Kluges erster Kurzfilm Brutalität in Stein von 1960 trägt schon ganz seine Handschrift: Er führt vor Augen, wie die Nazi-Vergangenheit in Ruinen weiterlebt. Seither steht sein Name für ein engagiertes Kino, das Einspruch erhebt gegen die offizielle Geschichtsschreibung. Kluge war der führende Kopf hinter Kollektivfilmen, die auf politische Erschütterungen reagierten, etwa Deutschland im Herbst (1978, über den Terror der Rote Armee Fraktion/RAF) und Der Kandidat (1980, über den Wahlkampf von Franz Josef Strauß). Seine Schaulust und Neugierde setzen da ein, wo die der konventionellen Medienberichterstattung endet. In Deutschland im Herbst lässt er erstmals die Geschichtslehrerin Gabi Teichert (Hannelore Hoger) auftreten, die zwei Jahre später zur Titelheldin von Die Patriotin wird. Die Ausgrabungen in der deutschen Geschichte, die sie unternimmt, sind durchaus im Wortsinn zu verstehen. Sie ist das Alter Ego ihres Regisseurs, der wie ein Archäologe vorgeht: Er will Splitter sammeln und Fragmente vermessen. Diese Art der Spurensuche schlägt sich in der offenen Struktur seiner Filme nieder. Ihre Collagetechnik ist unberechenbar. Er montiert disparate Elemente, Fotografien, Gemälde, Archivmaterial und inszenierte Passagen, arbeitet mit Kontrapunkten und Zwischentiteln. So schafft er Freiräume für den aktiven Zuschauer, der den Film am Ende in seinem Kopf zusammensetzt. Den Wagemut und Eigensinn des Autorenfilmers macht er auch im Fernsehen heimisch. In Formaten wie News & Stories und 10 vor 11, die er dank gesetzlicher Vorgaben als Kulturmagazine für Privatsender realisieren kann, unternimmt er beherzte Versuche, dem Medium ein neues audiovisuelles Vokabular zu erschließen.

Spezialist für Details

Welch erstaunliche Kontinuität sein Werk über mehr als ein halbes Jahrhundert besitzt, zeigen seine jüngsten Arbeiten eindrücklich.
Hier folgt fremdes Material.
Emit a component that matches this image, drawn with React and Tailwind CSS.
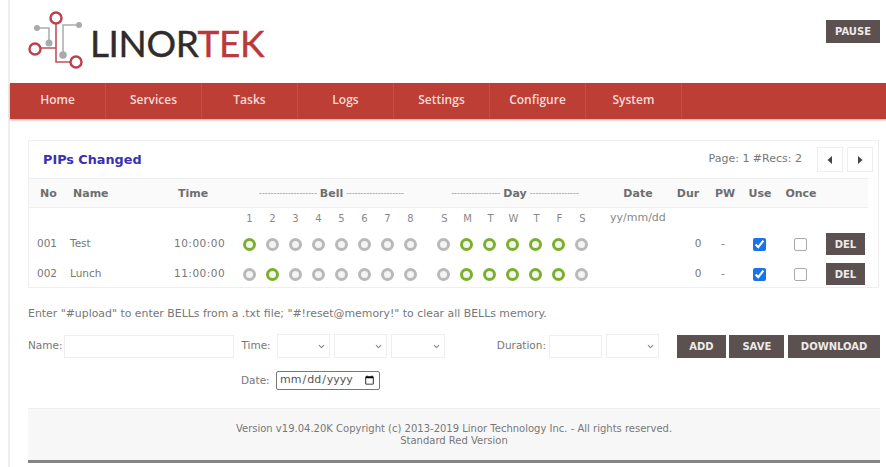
import React from 'react';
import { ChevronDown } from 'lucide-react';

const navItems = ['Home', 'Services', 'Tasks', 'Logs', 'Settings', 'Configure', 'System'];
const bellNums = ['1', '2', '3', '4', '5', '6', '7', '8'];
const dayNames = ['S', 'M', 'T', 'W', 'T', 'F', 'S'];

const records = [
    { no: '001', name: 'Test', time: '10:00:00', bells: [1], once: false },
    { no: '002', name: 'Lunch', time: '11:00:00', bells: [2], once: false },
];

const Logo = () => (
    <svg width="60" height="62" viewBox="26 10 60 62" fill="none">
        <path d="M37 28H49V42" stroke="#a9abab" strokeWidth="1.5" />
        <path d="M79 25H63V54" stroke="#a9abab" strokeWidth="1.5" />
        <circle cx="37" cy="28" r="3" fill="#a9abab" />
        <circle cx="79" cy="25" r="3" fill="#a9abab" />
        <circle cx="49" cy="43" r="3.5" fill="#a9abab" />
        <circle cx="63" cy="55" r="3.8" fill="#a9abab" />
        <path d="M56 24V62H70M41 48H56" stroke="#c2505a" strokeWidth="1.6" />
        <circle cx="56" cy="18" r="5.5" stroke="#bd3f4b" strokeWidth="2.4" fill="#fff" />
        <circle cx="35" cy="49" r="5.5" stroke="#bd3f4b" strokeWidth="2.4" fill="#fff" />
        <circle cx="76" cy="62" r="5.5" stroke="#bd3f4b" strokeWidth="2.4" fill="#fff" />
    </svg>
);

const Dot = ({ on }) => (
    <div className="w-[23px] flex justify-center">
        <span className={`block w-[13px] h-[13px] rounded-full border-[3px] bg-[#f4f4f4] ${on ? 'border-[#7cb02c]' : 'border-[#b9b9b9]'}`} />
    </div>
);

const Label = ({ className, children }) => (
    <span className={`text-[#777] ${className}`}>{children}</span>
);

const Select = ({ className }) => (
    <div className={`relative h-[24px] ${className}`}>
        <select className="w-full h-full appearance-none bg-white border border-[#eeeeee] text-[#777]">
            <option></option>
        </select>
        <ChevronDown size={9} strokeWidth={3} className="absolute right-[4px] top-[8px] text-[#888]" />
    </div>
);

const DarkButton = ({ className, children }) => (
    <button className={`bg-[#5a5150] text-[#efeaea] font-bold text-[10px] flex items-center justify-center ${className}`}>
        {children}
    </button>
);

const PageButton = ({ d, className }) => (
    <div className={`w-[26px] h-[25px] border border-[#eeeeee] flex items-center justify-center ${className}`}>
        <svg width="8" height="10" viewBox="0 0 8 10" fill="#444">
            <path d={d} />
        </svg>
    </div>
);

const App = () => {
    return (
        <div className="w-[886px] h-[467px] overflow-hidden bg-white pl-2 font-['DejaVu_Sans',sans-serif]">
            <div className="h-full border-l-2 border-[#eeeeee]">
                {/* Header */}
                <div className="h-[83px] flex justify-between pr-[6px]">
                    <div className="flex items-start pl-4 pt-[10px]">
                        <Logo />
                        <div className="ml-[4px] mt-[8px] font-['Lato',sans-serif] text-[37px] leading-[50px] tracking-[-0.4px] [-webkit-text-stroke:0.4px]">
                            <span className="text-[#2f2c2a]">LINOR</span>
                            <span className="text-[#b9393d]">TEK</span>
                        </div>
                    </div>
                    <DarkButton className="mt-[20px] w-[54px] h-[23px] text-[9px]">PAUSE</DarkButton>
                </div>

                {/* Nav */}
                <div className="h-[36px] flex bg-[#bc3e35] shadow-[0_1px_2px_#d9a09a]">
                    {navItems.map((item) => (
                        <div key={item} className="w-[96px] pb-[2px] border-r border-[#c44f46] flex items-center justify-center text-[#f6dcd8] text-[12px] font-semibold font-['Open_Sans',sans-serif]">
                            {item}
                        </div>
                    ))}
                </div>

                <div className="pl-[18px] pr-[6px]">
                    {/* Bell table */}
                    <div className="mt-[21px] h-[148px] border border-[#eeeeee] mr-[1px] text-[10.5px] text-[#777]">
                        <div className="h-[37px] flex items-center justify-between pl-[14px] pr-[5px]">
                            <span className="pt-[1px] text-[#3a2fb5] font-bold text-[12.8px]">PIPs Changed</span>
                            <div className="flex items-center">
                                <span className="text-[11px] mr-[15px]">Page: 1 #Recs: 2</span>
                                <PageButton d="M6 1 1.5 5 6 9z" className="mr-1" />
                                <PageButton d="M2 1 6.5 5 2 9z" />
                            </div>
                        </div>

                        <div className="h-[30px] pt-[2px] mr-[10px] flex items-center bg-[#fafafa] border-y border-[#efefef] font-bold text-[#6e6e6e] text-[11px] whitespace-nowrap">
                            <span className="w-[44px] pl-[11px]">No</span>
                            <span className="w-[105px]">Name</span>
                            <span className="w-[77px]">Time</span>
                            <div className="w-[153px] flex items-center justify-center gap-[3px]">
                                <span className="font-normal text-[8px] text-[#999]">--------------------</span>Bell<span className="font-normal text-[8px] text-[#999]">--------------------</span>
                            </div>
                            <div className="ml-[40px] w-[134px] flex items-center justify-center gap-[3px]">
                                <span className="font-normal text-[8px] text-[#999]">-----------------</span>Day<span className="font-normal text-[8px] text-[#999]">-----------------</span>
                            </div>
                            <span className="ml-[26px] w-[60px] text-center">Date</span>
                            <span className="ml-[2px] w-[36px] text-center">Dur</span>
                            <span className="ml-[2px] w-[34px] text-center">PW</span>
                            <span className="w-[36px] text-center">Use</span>
                            <span className="w-[46px] text-center">Once</span>
                        </div>

                        <div className="h-[21px] flex items-center text-[10px] text-[#888]">
                            <div className="ml-[209px] flex">
                                {bellNums.map((n) => (
                                    <span key={n} className="w-[23px] text-center">{n}</span>
                                ))}
                            </div>
                            <div className="ml-[11px] flex">
                                {dayNames.map((d, i) => (
                                    <span key={i} className="w-[23px] text-center">{d}</span>
                                ))}
                            </div>
                            <span className="ml-[16px] text-[11px]">yy/mm/dd</span>
                        </div>

                        {records.map((rec) => (
                            <div key={rec.no} className="h-[30px] flex items-center">
                                <span className="w-[41px] pl-[8px]">{rec.no}</span>
                                <span className="w-[104px]">{rec.name}</span>
                                <span className="w-[64px] tracking-[0.5px]">{rec.time}</span>
                                <div className="flex">
                                    {bellNums.map((n, i) => <Dot key={n} on={rec.bells.includes(i + 1)} />)}
                                </div>
                                <div className="ml-[10px] flex">
                                    {dayNames.map((d, i) => <Dot key={i} on={i >= 1 && i <= 5} />)}
                                </div>
                                <span className="ml-[90px] w-[30px] text-center">0</span>
                                <span className="w-[20px] text-center">-</span>
                                <div className="ml-[6px] w-[40px] flex justify-center">
                                    <input type="checkbox" readOnly checked className="w-[13px] h-[13px] accent-[#1a73e8]" />
                                </div>
                                <div className="w-[42px] flex justify-center">
                                    <input type="checkbox" readOnly checked={rec.once} className="w-[13px] h-[13px] appearance-none bg-white border border-[#aaaaaa] rounded-[2px]" />
                                </div>
                                <DarkButton className="ml-[5px] w-[39px] h-[22px]">DEL</DarkButton>
                            </div>
                        ))}
                    </div>

                    <p className="mt-[19px] h-[14px] text-[10.9px] leading-[14px] text-[#777] whitespace-nowrap">
                        Enter "#upload" to enter BELLs from a .txt file; "#!reset@memory!" to clear all BELLs memory.
                    </p>

                    {/* Add form */}
                    <div className="mt-[13px] h-[24px] flex items-center text-[10.5px]">
                        <Label className="w-[36px]">Name:</Label>
                        <input className="w-[171px] h-[23px] border border-[#eeeeee]" />
                        <Label className="ml-[7px] w-[36px]">Time:</Label>
                        <Select className="w-[53px]" />
                        <Select className="ml-1 w-[53px]" />
                        <Select className="ml-1 w-[54px]" />
                        <Label className="ml-[52px] w-[52px]">Duration:</Label>
                        <input className="w-[53px] h-[23px] border border-[#eeeeee]" />
                        <Select className="ml-1 w-[53px]" />
                        <DarkButton className="ml-[18px] w-[50px] h-[23px]">ADD</DarkButton>
                        <DarkButton className="ml-[3px] w-[55px] h-[23px]">SAVE</DarkButton>
                        <DarkButton className="ml-[4px] w-[92px] h-[23px]">DOWNLOAD</DarkButton>
                    </div>

                    <div className="mt-[13px] h-[19px] flex items-center text-[10.5px] pl-[213px]">
                        <Label className="w-[35px]">Date:</Label>
                        <input type="date" className="w-[104px] h-[19px] border border-[#777] rounded-[2px] px-[2px] text-[11px] text-[#555]" />
                    </div>

                    {/* Footer */}
                    <div className="mt-[18px] h-[55px] bg-[#f7f7f7] border-t border-[#eeeeee] border-b-[3px] border-b-[#858585] flex flex-col items-center justify-center text-[10px] leading-[12px] text-[#777]">
                        <span>Version v19.04.20K Copyright (c) 2013-2019 Linor Technology Inc. - All rights reserved.</span>
                        <span>Standard Red Version</span>
                    </div>
                </div>
            </div>
        </div>
    );
};

export default App;
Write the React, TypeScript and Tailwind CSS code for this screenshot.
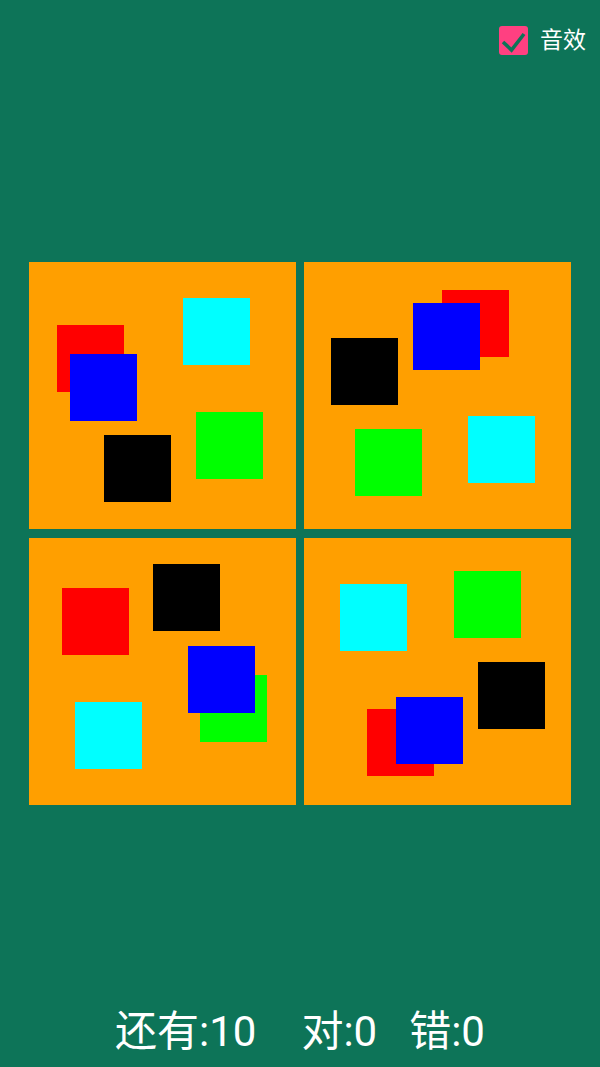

In dem Buch 30. April 1945 liefert er eine „Chronik vom letzten Werktag des Dritten Reichs“. Erinnerungen von Frontsoldaten stellt er neben eigene Kindheitsimpressionen, erinnert daran, dass an diesem Tag in San Francisco die Vereinten Nationen gegründet wurden und forscht nach, über was Thomas Mann in seinem kalifornischen Exil nachdachte. Auch in seinem Filmessay Bilderwelten interessiert ihn weniger das historische Panorama des Ersten Weltkriegs, sondern das Nebeneinander, die Gleichzeitigkeit von Episoden und Geschichten. Er ist ein Spezialist für das Auffinden bezeichnender, erhellender Details. Die DVD ist auch eine Hommage an seinen Onkel, der 1914 in der Schlacht von Neufchâteau fiel. Das sind keine Pflichtübungen zur Wiederkehr von Jahrestagen. Sie zeigen vielmehr Alexander Kluges einzigartige Gabe, historische Bögen zu schlagen. Die Lehren der Vergangenheit sind für ihn unwiderruflich aktuell. Geschichtsverlust ist für ihn gleichbedeutend mit einer Enteignung der Zivilgesellschaft.